Secretariat recommends factual record for Montreal Technoparc submission by Secretariat of the Commission for Environmental Cooperation (CEC)
On 19 April, the Secretariat of the Commission for Environmental Cooperation (CEC) recommended to the CEC Council that a factual record be developed for the Montreal Technoparc submission (SEM-03-005), filed with the Secretariat on 14 August 2003, by five environmental nongovernmental organizations from Canada and the United States.
For close to a hundred years, the site where the Technoparc is located was part of a dump used for industrial and household waste. The City of Montreal now owns the site. The Submitters allege that polychlorinated biphenyls (PCBs), polycyclic aromatic hydrocarbons and other pollutants are seeping into the Saint Lawrence River from the Technoparc, in violation of s. 36(3) of the Fisheries Act, which prohibits—unless authorized by regulation—the deposit of a deleterious substance into water frequented by fish. The Submitters assert that Canada is failing to effectively enforce s. 36(3) in regard to these alleged violations.
In its response, Canada explains that in October 1998, Environment Canada issued a warning to the City of Montreal regarding the site, and since that time, Canada states that the Ministry has carried out twenty visual inspections of oil-containment booms at the site to make sure that the equipment for containing and recovering hydrocarbons is functioning properly. Following a request by some of the Submitters in April 2002, Environment Canada conducted an investigation for violation of s. 36(3) of the Fisheries Act. According to Canada, the investigation succeeded in gathering all the evidence required to establish an offense, except the identity of the person or persons responsible for the deposits. As a result, the Ministry decided to end its investigation. In 2002, the City proposed installing a system aimed at stopping substances present in a suspended phase from draining into the Saint Lawrence River. Canada states that Environment Canada expressed concerns about the capacity of such a system to contain substances present in a dissolved phase. In the response, Canada states that Environment Canada is in talks with the province of Quebec and the City of Montreal to find a comprehensive solution to the problem.
After reviewing the submission in light of Canada’s response, the Secretariat recommended a factual record to develop and present information regarding the following matters in relation to whether Canada is failing to effectively enforce section 36(3) of the Fisheries Act in regard to deposits of deleterious substances from the area of the Montreal Technoparc site to the Saint Lawrence River:
- Environment Canada’s use of inspections and a warning as enforcement tools in connection with ongoing deposits;
- the lead-up to and timing of Environment Canada’s decision to undertake an investigation in response to a request from members of the public;
- characteristics and fate of chemical contamination in the sector of the Montreal Technoparc;
- effectiveness and cost of oil containment and pumping system(s) in place since the early 1990s;
- availability and cost of options for addressing pollution of fish-bearing waters from heterogeneous contaminated sites such as the sector of the Montreal Technoparc;
- evidence needed to lay charges for an infraction of section 36(3) of the Fisheries Act in the case of multi-owner contaminated sites such as the Montreal Technoparc;
- considerations of the Attorney General in making its determinations in regard to the Montreal Technoparc site, as appropriate;
- the ecotoxicological study carried out in 2002, in regard to enforcement of section 36(3);
- effects of divided ownership in the Technoparc sector on success of enforcement efforts; effects, if any, of Environment Canada technical actions and advice on success of enforcement efforts;
- ongoing discussions between Environment Canada, the Quebec Ministry of the Environment, the city of Montreal, and owners of others sites in the sector; and
- compliance promotion efforts following the decision not to seek charges.The CEC Secretariat informed the Council of its determination on 19 April 2004, and now, five business days later, is able to provide public notification of the determination and to present its reasons in the public registry.

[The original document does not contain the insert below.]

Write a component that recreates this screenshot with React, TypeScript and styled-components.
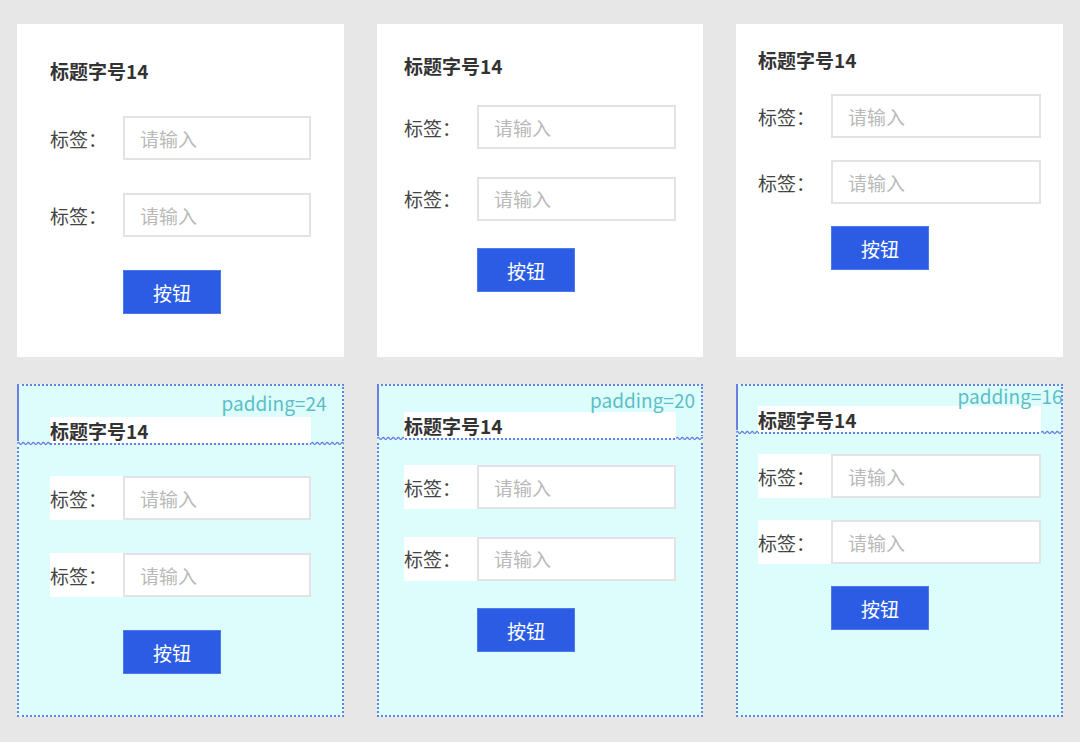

The full text of the submission, Canada’s response and the Secretariat’s factual record recommendations are available on the CEC web site, at <www.cec.org/citizen>.
Article 14 of the North American Agreement on Environmental Cooperation (NAAEC) provides that the CEC Secretariat may consider a submission from any person or nongovernmental organization asserting that a Party to the NAAEC is failing to effectively enforce an environmental law. Where the Secretariat determines that the NAAEC Article 14(1) criteria are met, it may then proceed with a process that can lead to the development of a factual record on the matter.
The CEC was established under the NAAEC to address environmental issues in North America from a continental perspective, with a particular focus on those arising in the context of liberalized trade. The CEC Council, the organization’s governing body, is composed of the top environment officials of Canada, Mexico and the United States.